The Madras High Court on Thursday refused to accept a counter affidavit filed by the Hindu Religious and Charitable Endowments (HR&CE) department, during the previous All India Anna Dravida Munnetra Kazhagam regime, in a case related to theft of ancient idols and temple jewellery. It directed the department to reconsider its stand since there has been a change in government.
Passing interim orders on a public interest litigation petition filed by temple activist R. Venkataraman, the first Division Bench of Chief Justice Sanjib Banerjee and Justice Senthilkumar Ramamoorthy had on January 20 taken serious note of petitioner’s complaint that temple jewellery and other ancient artefacts had been wrongfully removed or pilfered from temples situated at various places across the State.

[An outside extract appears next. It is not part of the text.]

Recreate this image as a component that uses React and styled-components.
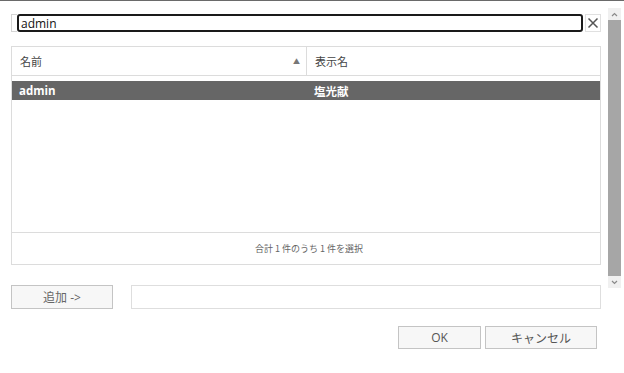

The court had directed the HR&CE department to immediately coordinate with the Director General of Police (DGP) for ascertaining the places from where the jewellery could be missing. The department as well as the DGP were also directed to file affidavits indicating a roadmap to recover the stolen jewellery and the steps planned to be taken to prevent such thefts of artefacts in the future.
When the matter was heard on Thursday, the petitioner informed the court of the counter affidavit filed by HR&CE department in February. After perusing the report, the judges wrote: “A counter-affidavit has been filed and it does not appear that such counter-affidavit can be taken too seriously. It cannot be the State’s stand that idols or jewellery have not gone missing or that adequate or appropriate steps have been taken to recover the same.”
The interim order went on to read: “The petitioner complains that the Master Register (regarding movable and immovable properties of temples) has gone missing from the HR & CE department. The State should re-consider the stand indicated in the counter-affidavit, particularly since there has been a change of Government here. The State should also look into the petitioner’s allegation that case diaries in some cases have gone missing and investigations may have been stopped midway for extraneous considerations.”
After directing the High Court Registry to forward a copy of their interim order to Advocate General R. Shunmugasundaram so that the issue could be looked into at the highest level, the judges called for a status report after three weeks. The court also observed that it would be open to the HR&CE department to invite the writ petitioner for a discussion since he appeared to have sufficient material to indicate particulars of idols and nature of jewellery that had gone missing.